- GOAL -
How many lines in this material include the string "code"? Answer with the number and nothing further.

- EXTRACTED INFORMATION -
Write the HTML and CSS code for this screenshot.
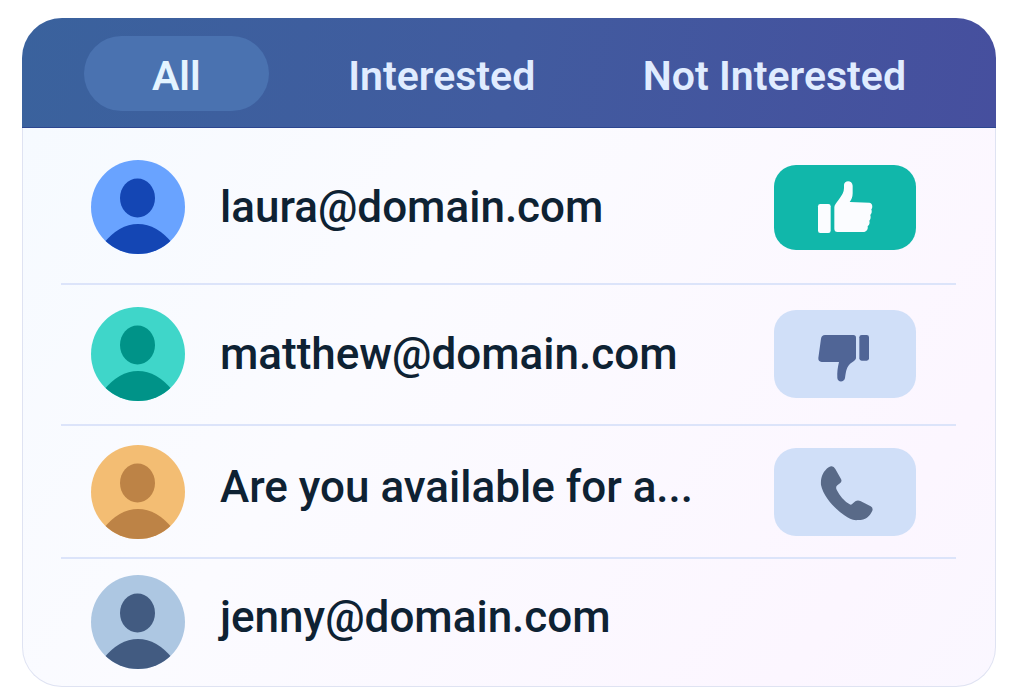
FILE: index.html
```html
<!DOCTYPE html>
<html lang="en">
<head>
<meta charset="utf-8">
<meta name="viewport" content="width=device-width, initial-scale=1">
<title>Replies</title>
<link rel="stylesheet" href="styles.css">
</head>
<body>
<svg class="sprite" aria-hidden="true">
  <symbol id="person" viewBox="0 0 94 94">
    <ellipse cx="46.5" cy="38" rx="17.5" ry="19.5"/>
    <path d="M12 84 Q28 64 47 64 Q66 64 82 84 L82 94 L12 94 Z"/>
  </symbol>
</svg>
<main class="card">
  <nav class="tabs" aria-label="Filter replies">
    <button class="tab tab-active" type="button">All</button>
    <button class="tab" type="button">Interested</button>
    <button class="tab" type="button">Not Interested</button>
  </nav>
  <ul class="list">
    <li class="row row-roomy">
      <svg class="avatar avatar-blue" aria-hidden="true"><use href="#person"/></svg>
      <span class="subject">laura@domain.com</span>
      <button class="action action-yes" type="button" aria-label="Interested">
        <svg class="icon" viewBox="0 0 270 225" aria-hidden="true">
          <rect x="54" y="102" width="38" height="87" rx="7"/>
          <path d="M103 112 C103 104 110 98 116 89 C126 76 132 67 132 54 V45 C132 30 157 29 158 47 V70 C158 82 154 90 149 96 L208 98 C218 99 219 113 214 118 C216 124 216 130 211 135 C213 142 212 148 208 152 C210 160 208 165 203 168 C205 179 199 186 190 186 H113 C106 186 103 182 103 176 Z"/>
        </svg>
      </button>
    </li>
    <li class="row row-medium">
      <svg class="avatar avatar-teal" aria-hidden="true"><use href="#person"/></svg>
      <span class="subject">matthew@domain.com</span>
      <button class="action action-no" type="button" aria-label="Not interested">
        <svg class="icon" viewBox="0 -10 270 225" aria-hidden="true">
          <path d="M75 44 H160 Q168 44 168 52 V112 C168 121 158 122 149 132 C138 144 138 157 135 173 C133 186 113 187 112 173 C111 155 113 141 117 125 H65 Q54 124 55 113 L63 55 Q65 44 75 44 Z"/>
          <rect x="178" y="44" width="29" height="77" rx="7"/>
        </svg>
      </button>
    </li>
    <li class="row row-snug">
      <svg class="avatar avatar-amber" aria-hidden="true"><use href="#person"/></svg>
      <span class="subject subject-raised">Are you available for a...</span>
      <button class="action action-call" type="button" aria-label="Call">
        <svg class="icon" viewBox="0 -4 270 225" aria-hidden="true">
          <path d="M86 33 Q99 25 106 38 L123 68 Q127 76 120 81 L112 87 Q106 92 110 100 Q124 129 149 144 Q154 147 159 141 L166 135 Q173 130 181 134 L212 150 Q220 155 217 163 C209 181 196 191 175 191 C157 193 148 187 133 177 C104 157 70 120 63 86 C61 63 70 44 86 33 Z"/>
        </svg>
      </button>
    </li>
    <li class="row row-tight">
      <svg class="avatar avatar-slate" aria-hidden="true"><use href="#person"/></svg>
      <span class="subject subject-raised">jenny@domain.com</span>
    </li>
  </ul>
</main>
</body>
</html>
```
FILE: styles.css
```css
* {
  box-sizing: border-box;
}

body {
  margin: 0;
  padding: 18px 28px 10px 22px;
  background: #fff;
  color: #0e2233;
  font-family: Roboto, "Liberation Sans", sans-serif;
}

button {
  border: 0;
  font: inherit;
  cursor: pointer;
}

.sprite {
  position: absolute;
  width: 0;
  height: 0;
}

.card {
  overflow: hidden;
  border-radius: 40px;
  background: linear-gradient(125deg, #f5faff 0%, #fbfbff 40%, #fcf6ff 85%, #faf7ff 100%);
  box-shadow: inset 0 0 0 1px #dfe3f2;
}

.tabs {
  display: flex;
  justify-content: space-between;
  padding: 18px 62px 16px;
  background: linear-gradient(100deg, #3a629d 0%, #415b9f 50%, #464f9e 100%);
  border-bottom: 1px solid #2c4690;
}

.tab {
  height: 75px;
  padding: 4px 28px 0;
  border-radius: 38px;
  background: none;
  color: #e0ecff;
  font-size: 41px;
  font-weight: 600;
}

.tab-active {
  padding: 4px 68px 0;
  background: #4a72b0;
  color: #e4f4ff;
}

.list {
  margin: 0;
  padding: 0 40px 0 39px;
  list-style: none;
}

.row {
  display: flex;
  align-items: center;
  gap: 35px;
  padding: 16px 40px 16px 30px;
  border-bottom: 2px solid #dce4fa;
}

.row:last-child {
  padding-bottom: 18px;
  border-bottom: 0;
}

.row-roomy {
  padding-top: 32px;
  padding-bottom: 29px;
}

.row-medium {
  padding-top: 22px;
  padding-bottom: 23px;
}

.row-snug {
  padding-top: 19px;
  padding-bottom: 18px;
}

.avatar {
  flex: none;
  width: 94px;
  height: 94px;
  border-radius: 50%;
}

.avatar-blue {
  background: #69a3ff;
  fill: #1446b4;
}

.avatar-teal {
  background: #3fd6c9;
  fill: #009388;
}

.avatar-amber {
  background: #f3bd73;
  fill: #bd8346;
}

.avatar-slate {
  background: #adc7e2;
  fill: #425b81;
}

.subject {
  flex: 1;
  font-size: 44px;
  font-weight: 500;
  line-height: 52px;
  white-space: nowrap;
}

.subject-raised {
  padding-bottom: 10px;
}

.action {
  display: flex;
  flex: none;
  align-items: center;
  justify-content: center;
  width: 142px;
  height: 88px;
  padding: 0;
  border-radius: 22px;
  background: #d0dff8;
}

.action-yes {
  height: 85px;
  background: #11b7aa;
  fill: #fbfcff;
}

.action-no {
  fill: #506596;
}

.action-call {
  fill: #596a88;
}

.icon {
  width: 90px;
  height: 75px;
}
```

* * *

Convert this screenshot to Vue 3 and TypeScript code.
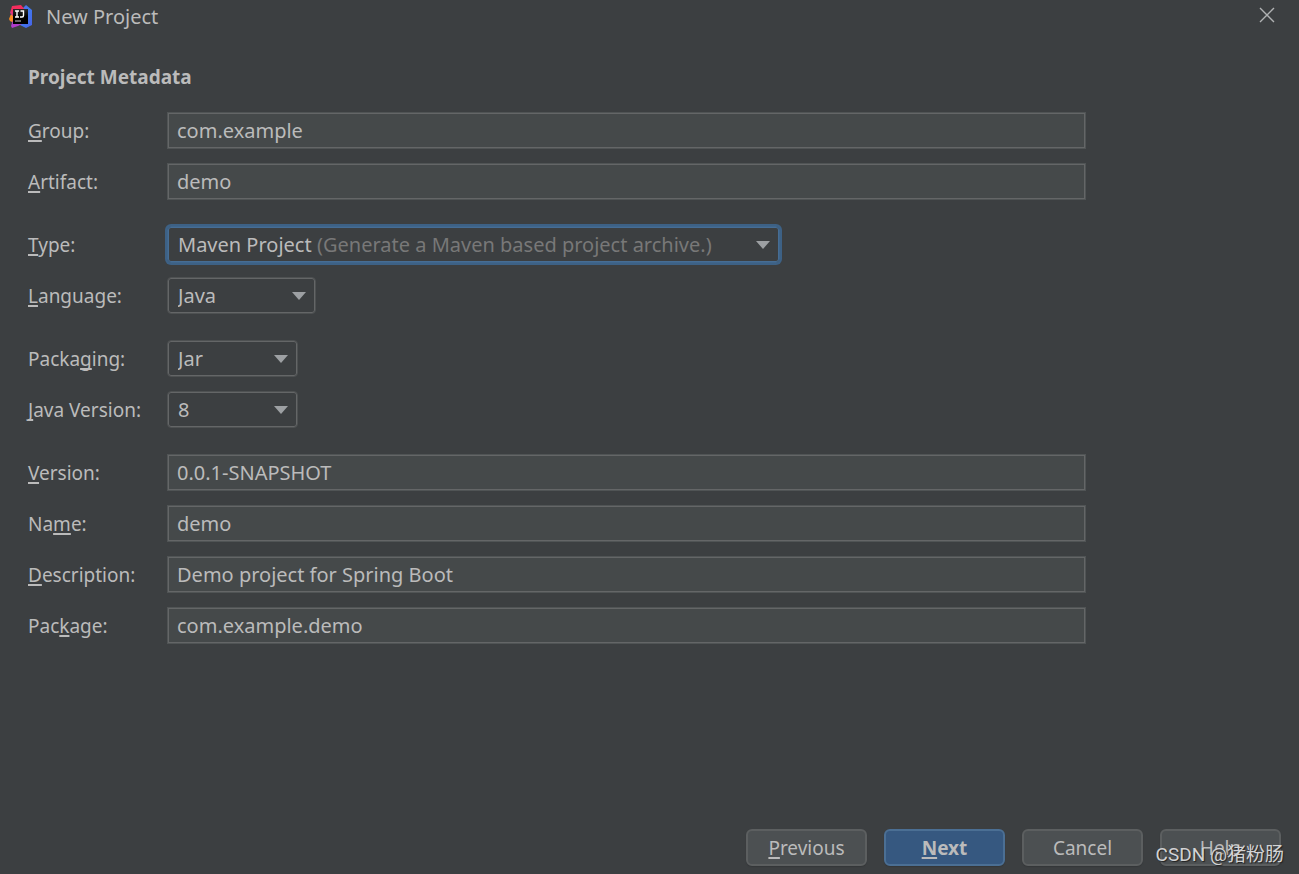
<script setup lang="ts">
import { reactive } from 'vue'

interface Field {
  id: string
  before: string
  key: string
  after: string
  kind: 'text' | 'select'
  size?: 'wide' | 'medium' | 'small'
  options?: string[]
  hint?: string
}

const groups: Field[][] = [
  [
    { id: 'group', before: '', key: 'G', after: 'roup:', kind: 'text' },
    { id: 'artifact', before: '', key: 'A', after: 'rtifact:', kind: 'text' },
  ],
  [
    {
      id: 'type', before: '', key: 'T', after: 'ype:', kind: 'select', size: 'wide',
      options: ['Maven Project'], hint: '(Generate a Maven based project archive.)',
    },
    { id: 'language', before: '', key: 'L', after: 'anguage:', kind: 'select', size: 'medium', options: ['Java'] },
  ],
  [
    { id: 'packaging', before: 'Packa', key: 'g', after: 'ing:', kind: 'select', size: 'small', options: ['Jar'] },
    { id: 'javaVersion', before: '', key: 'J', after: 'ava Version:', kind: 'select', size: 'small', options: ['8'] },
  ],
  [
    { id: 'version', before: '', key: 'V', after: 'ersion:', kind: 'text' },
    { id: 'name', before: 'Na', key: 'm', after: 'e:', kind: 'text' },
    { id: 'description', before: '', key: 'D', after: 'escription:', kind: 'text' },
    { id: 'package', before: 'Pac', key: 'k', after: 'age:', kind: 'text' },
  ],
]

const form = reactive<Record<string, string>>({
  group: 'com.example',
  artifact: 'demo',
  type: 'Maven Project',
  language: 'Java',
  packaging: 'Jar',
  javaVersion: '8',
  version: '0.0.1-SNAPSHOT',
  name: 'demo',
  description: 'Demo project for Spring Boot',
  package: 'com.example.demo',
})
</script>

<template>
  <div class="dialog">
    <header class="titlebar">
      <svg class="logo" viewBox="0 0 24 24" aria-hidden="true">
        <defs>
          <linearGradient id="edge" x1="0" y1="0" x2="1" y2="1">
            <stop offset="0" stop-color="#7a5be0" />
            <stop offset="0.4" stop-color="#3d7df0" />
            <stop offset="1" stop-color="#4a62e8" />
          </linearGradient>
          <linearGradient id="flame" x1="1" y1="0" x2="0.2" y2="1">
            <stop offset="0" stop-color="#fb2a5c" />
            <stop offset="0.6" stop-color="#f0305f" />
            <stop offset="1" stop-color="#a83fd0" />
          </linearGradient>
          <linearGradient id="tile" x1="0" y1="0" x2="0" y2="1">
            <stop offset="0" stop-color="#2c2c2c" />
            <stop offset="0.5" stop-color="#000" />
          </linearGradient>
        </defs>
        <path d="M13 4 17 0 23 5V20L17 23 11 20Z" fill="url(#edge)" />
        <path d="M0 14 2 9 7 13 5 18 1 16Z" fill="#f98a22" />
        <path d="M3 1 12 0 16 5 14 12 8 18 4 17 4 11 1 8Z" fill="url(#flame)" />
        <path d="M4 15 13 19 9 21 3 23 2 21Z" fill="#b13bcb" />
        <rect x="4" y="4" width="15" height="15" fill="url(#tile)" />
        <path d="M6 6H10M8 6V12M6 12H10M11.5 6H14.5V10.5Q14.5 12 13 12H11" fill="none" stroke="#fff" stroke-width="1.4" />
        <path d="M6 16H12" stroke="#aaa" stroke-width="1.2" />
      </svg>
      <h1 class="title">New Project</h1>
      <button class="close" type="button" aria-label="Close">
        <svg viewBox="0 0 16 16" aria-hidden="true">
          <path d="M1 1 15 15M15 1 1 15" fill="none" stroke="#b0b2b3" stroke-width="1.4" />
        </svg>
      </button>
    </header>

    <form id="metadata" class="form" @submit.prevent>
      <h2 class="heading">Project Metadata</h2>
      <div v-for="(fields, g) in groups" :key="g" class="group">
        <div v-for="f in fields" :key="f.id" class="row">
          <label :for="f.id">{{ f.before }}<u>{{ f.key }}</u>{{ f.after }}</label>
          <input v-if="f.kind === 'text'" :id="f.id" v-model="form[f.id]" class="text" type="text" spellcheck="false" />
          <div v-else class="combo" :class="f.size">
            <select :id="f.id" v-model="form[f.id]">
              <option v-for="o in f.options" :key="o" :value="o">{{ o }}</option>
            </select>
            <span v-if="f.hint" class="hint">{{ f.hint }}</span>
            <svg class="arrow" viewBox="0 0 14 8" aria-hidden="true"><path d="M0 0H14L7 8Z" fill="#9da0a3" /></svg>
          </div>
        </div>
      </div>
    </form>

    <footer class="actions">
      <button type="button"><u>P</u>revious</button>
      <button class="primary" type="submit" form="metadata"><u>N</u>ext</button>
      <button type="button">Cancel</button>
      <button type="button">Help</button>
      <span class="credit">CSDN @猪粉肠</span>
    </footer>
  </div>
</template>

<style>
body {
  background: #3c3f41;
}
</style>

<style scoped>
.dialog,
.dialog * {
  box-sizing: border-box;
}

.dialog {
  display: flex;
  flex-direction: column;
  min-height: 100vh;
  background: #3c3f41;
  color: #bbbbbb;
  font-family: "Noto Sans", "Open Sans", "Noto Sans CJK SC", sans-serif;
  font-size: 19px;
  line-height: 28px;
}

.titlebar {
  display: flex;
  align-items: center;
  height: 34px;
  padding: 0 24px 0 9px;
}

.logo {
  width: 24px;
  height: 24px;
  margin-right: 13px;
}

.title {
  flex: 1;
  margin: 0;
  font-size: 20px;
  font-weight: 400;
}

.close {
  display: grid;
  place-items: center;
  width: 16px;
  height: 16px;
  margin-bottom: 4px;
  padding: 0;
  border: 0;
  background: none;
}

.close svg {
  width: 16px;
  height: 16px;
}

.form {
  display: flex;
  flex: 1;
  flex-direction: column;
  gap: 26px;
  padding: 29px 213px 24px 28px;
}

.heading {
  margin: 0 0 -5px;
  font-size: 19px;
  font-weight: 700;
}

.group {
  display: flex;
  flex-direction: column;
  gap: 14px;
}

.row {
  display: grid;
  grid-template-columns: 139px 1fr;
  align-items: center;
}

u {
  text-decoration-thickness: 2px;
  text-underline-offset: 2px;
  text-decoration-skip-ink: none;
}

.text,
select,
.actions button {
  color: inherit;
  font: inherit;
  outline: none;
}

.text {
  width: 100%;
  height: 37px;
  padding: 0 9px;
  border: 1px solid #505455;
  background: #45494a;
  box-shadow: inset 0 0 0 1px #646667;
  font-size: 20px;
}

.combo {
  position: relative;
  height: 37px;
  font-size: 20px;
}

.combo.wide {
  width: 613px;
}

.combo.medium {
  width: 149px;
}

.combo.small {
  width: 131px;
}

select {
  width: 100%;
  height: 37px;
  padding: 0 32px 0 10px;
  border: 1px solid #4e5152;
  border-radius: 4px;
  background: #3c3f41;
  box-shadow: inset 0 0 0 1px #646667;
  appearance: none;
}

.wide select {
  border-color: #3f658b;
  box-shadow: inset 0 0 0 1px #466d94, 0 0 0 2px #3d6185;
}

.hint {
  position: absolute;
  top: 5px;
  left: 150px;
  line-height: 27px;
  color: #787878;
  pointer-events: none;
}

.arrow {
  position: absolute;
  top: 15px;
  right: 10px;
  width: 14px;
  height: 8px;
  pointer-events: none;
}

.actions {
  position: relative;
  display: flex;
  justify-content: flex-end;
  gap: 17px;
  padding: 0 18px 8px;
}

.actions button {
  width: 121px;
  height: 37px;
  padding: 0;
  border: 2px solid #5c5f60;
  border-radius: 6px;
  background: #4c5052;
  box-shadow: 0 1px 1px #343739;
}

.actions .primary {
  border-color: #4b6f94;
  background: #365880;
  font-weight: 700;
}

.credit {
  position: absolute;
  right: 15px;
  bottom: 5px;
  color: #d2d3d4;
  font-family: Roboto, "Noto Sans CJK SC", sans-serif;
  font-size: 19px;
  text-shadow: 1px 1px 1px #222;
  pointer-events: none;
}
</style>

- RESPONSE TO THE TASK -
2